In September 2023, the Kenyan Supreme Court upheld its February 2023 decision which found that denying the registration of the National Gay and Lesbian Human Rights Commission (NGLHRC) was unconstitutional. The challenge was brought by Member of Parliament George Peter Kaluma in March 2023.
In their decision, the Supreme Court of Kenya found that Mr. Kaluma had failed to demonstrate that the February ruling on NGLHRC’s registration had been obtained by fraud or deceit or that the court was misled into giving its judgment. In its dismissal of the motion, the Supreme Court stated, ‘In our view, the application is a disguised appeal from this Court’s judgment and does not fall within the confines of the parameters prescribed for review by statute and applicable case law.’

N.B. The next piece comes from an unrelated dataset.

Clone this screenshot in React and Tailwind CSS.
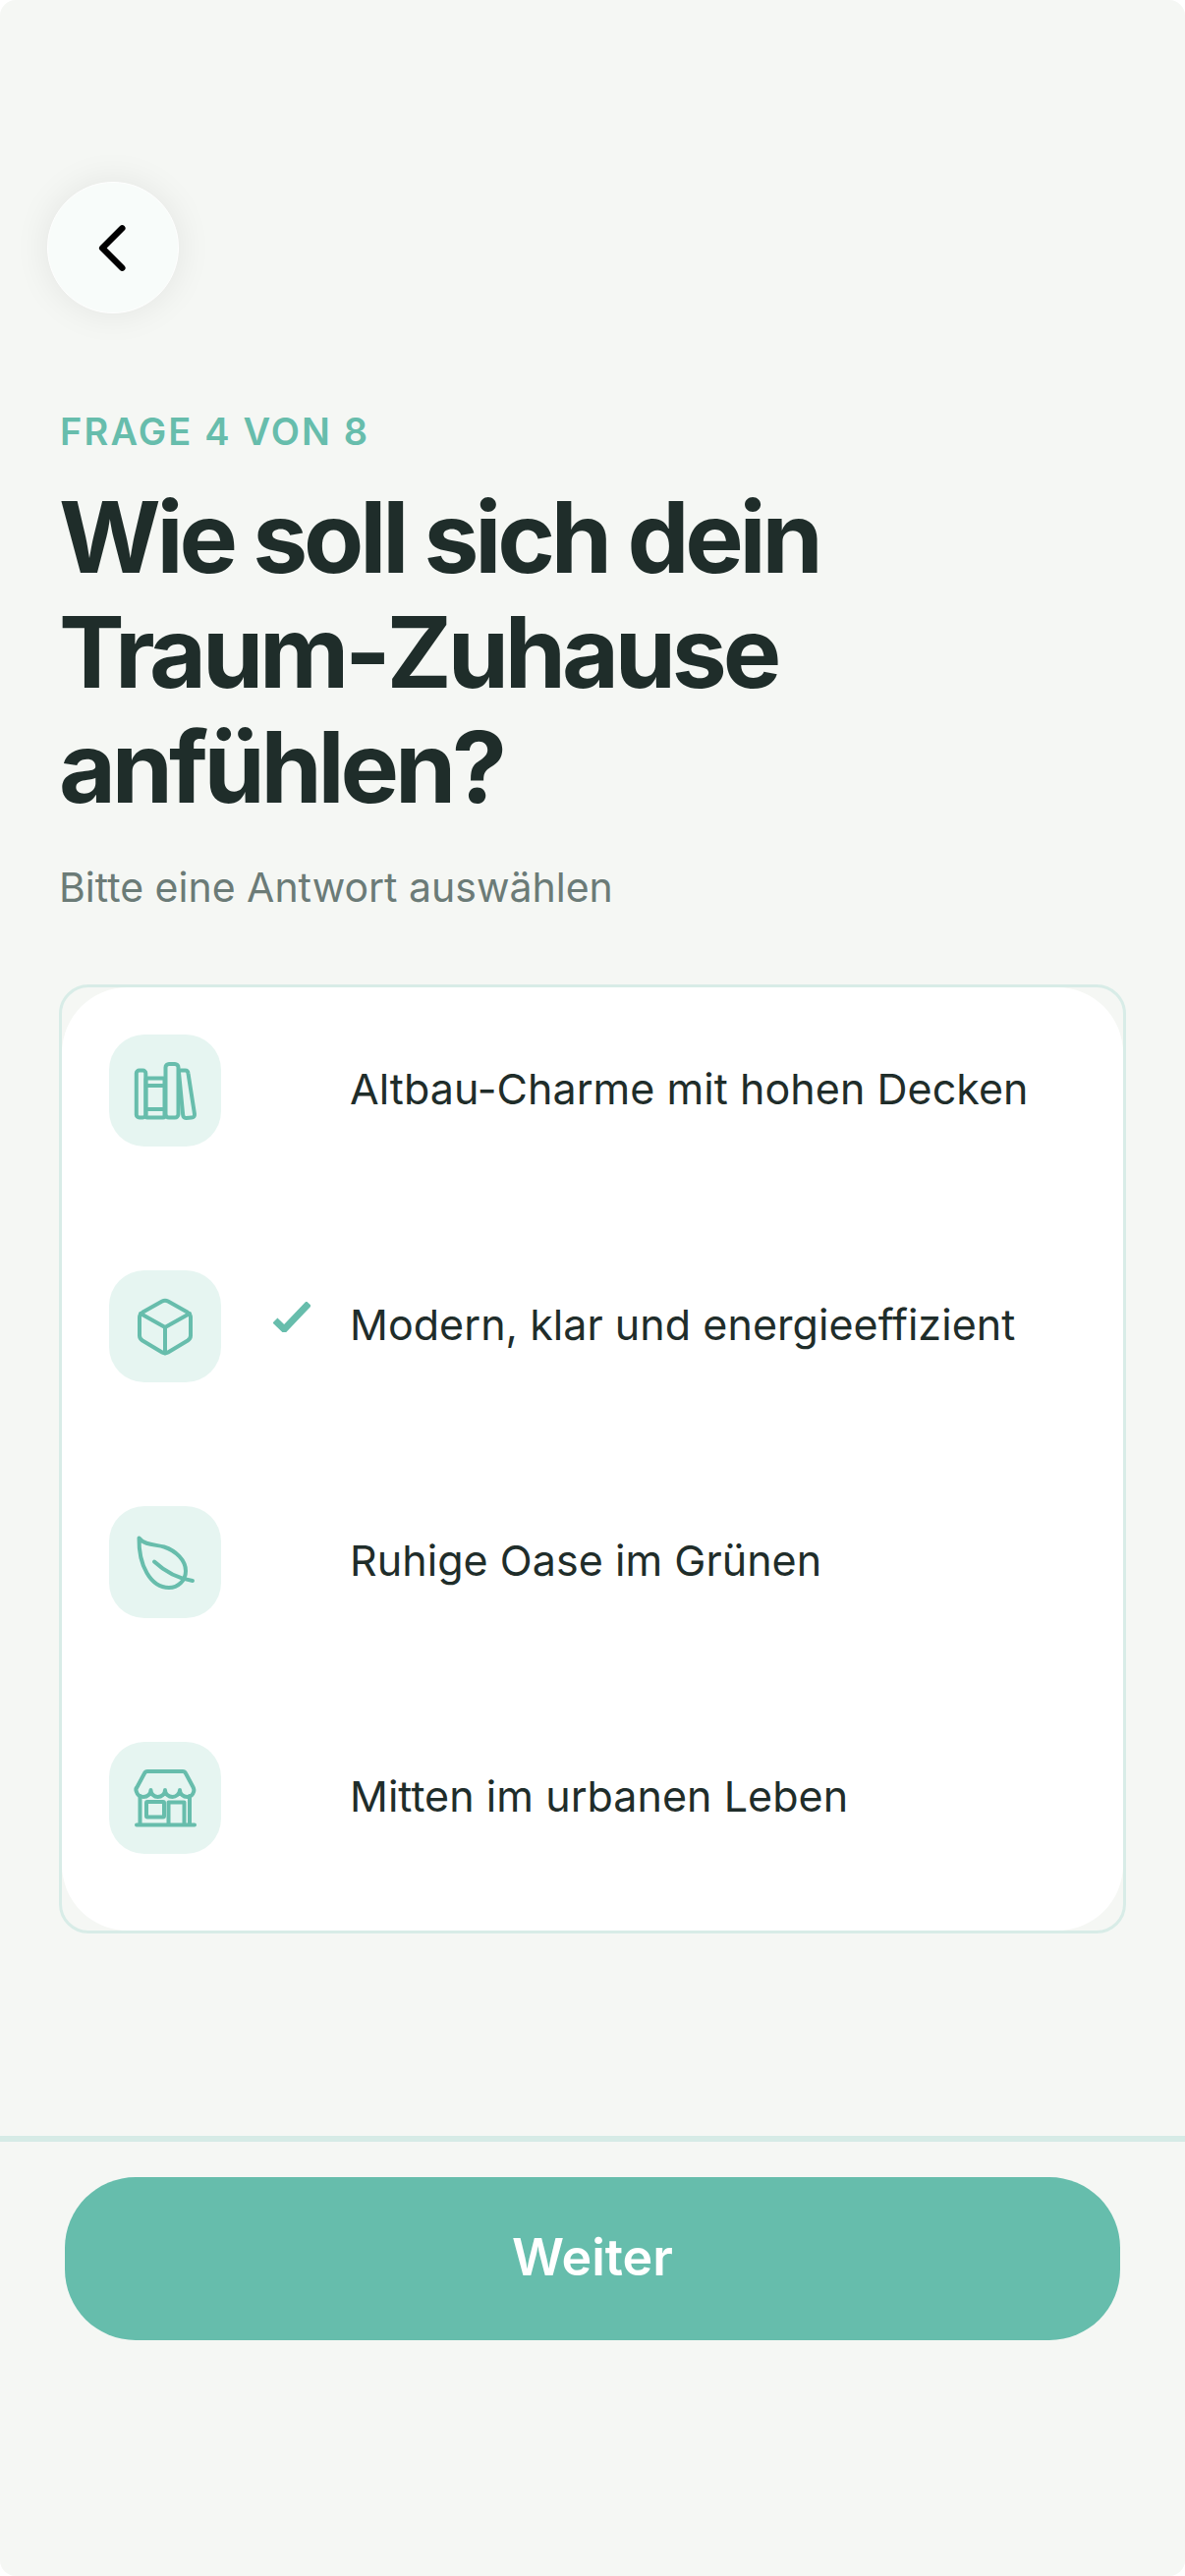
import React from "react";

const F = { fontFamily: "Inter, 'Liberation Sans', sans-serif" };

function Books() {
  return (
    <svg viewBox="0 0 114 114" className="w-[114px] h-[114px]" fill="none" stroke="#67bdac" strokeWidth="4" strokeLinejoin="round" strokeLinecap="round">
      <rect x="27.8" y="36.5" width="9.5" height="48" rx="3" />
      <rect x="37.5" y="44.5" width="19" height="40" rx="1.5" />
      <path d="M38 52h18M38 76h18" />
      <rect x="57.5" y="30" width="13" height="54.5" rx="3.5" />
      <path d="M73 36.5h4.5q2.7 0 3 3L87 81q.3 3.2-3 3.4l-5.5.5q-3 .2-3.3-3L71 38.5q-.2-2 2-2z" />
    </svg>
  );
}
function Cube() {
  return (
    <svg viewBox="0 0 114 114" className="w-[114px] h-[114px]" fill="none" stroke="#67bdac" strokeWidth="4" strokeLinejoin="round" strokeLinecap="round">
      <path d="M54 31.5Q57 29.8 60 31.5L80 42.8Q83 44.8 83 47.8V66.5Q83 69.5 80 71.5L60 83.5Q57 85.2 54 83.5L34 71.5Q31 69.5 31 66.5V47.8Q31 44.8 34 42.8Z" />
      <path d="M32 44L57 58L82 44M57 58V84.5" />
    </svg>
  );
}
function Leaf() {
  return (
    <svg viewBox="0 0 114 114" className="w-[114px] h-[114px]" fill="none" stroke="#67bdac" strokeWidth="4" strokeLinejoin="round" strokeLinecap="round">
      <path d="M30.5 32.5C36 40 48 39 56 41.5C68 45.5 78 55 78 66C78 76 70 83 61 83C42 83 30 60 30.5 32.5Z" />
      <path d="M46 56.5C54 64 66 73 85 76" />
    </svg>
  );
}
function Store() {
  return (
    <svg viewBox="0 0 114 114" className="w-[114px] h-[114px]" fill="none" stroke="#67bdac" strokeWidth="4" strokeLinejoin="round" strokeLinecap="round">
      <path d="M39 30H75Q77 30 78 32L85.5 46Q87 49 86 51C85 54.5 82 56 79.5 56C75.5 56 72 53 72 49C72 53 68 56 64.5 56C60.5 56 57 53 57 49C57 53 53.5 56 49.5 56C46 56 42.5 53 42.5 49C42.5 53 39 56 35 56C32 56 29 54.5 28 51C27 49 27.5 47 28.5 46L36 32Q37 30 39 30Z" />
      <path d="M31.5 55V84M82 55V84M28 84.5H87" />
      <rect x="38" y="61" width="18" height="15.5" rx="1" />
      <path d="M60.5 84V61.5H76.5V84" />
    </svg>
  );
}

const rows = [
  { icon: <Books />, text: "Altbau-Charme mit hohen Decken" },
  { icon: <Cube />, text: "Modern, klar und energieeffizient", checked: true },
  { icon: <Leaf />, text: "Ruhige Oase im Grünen" },
  { icon: <Store />, text: "Mitten im urbanen Leben" },
];

export default function App() {
  return (
    <div className="w-[1206px] h-[2622px] bg-white overflow-hidden" style={F}>
      <div className="w-[1206px] h-[2622px] rounded-[16px] bg-[#f5f7f4] pt-[185px]">
        <button className="ml-[48px] w-[134px] h-[134px] rounded-full bg-[#f8fcfa] border border-white shadow-[0_0_36px_rgba(0,0,0,0.08)] flex items-center justify-center">
          <svg width="134" height="134" viewBox="0 0 134 134" fill="none" stroke="#000" strokeWidth="6.5" strokeLinecap="round" strokeLinejoin="round">
            <path d="M76.5 47L56 67.5L76.5 88" />
          </svg>
        </button>

        <div className="ml-[61px] mt-[98px] text-[38px] leading-[44px] font-semibold tracking-[2.15px] text-[#67bdac]">FRAGE 4 VON 8</div>
        <h1 className="ml-[60px] mt-[27px] text-[100px] leading-[117px] font-bold tracking-[-0.042em] text-[#1f2d2a]">
          Wie soll sich dein
          <br />
          Traum-Zuhause
          <br />
          anfühlen?
        </h1>
        <div className="ml-[60px] mt-[39px] text-[41px] leading-[50px] text-[#6b7b77]">Bitte eine Antwort auswählen</div>

        <div className="mx-[60px] mt-[74px] h-[966px] rounded-[30px] border-[3px] border-[#d8ece7]">
          <div className="h-[960px] rounded-[67px] bg-white px-[48px] pt-[48px]">
            {rows.map((r) => (
              <div key={r.text} className="flex items-start h-[240px]">
                <div className="w-[114px] h-[114px] rounded-[36px] bg-[#e6f5f1] flex items-center justify-center shrink-0">{r.icon}</div>
                <div className="ml-[53px] w-[38px] h-[114px] flex items-center justify-center shrink-0">
                  {r.checked && (
                    <svg width="38" height="31" viewBox="0 0 38 31" fill="none" stroke="#67bdac" strokeWidth="7" className="mb-[19px]">
                      <path d="M2 19L11.3 28L36.3 1.7" />
                    </svg>
                  )}
                </div>
                <div className="ml-[40px] h-[111px] flex items-center text-[43px] tracking-[0.05px] text-[#1f2d2a] whitespace-nowrap">{r.text}</div>
              </div>
            ))}
          </div>
        </div>

        <div className="mt-[206px] h-[6px] bg-[#d6ebe6]" />
        <button className="block mx-[66px] mt-[36px] w-[1074px] h-[166px] rounded-[72px] bg-[#66bdac] text-white text-[52px] font-semibold pb-[2px]">Weiter</button>
      </div>
    </div>
  );
}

In 2013, Eric Gitari, the former Executive Director of NGLHRC, challenged the Kenya NGO Coordination Board’s refusal to permit him to apply for registration of an NGO under a name containing the words ‘gay’ or ‘lesbian’. The judges ruled in his favour at the High Court in 2015 and again at the Court of Appeal in 2019. In all three levels of the Courts, the binding decisions found that the refusal, which was on the purported basis that homosexuality is criminalised in the east African country, was unconstitutional, and directly in violation of the guarantee of freedom of association, irrespective of sexual orientation.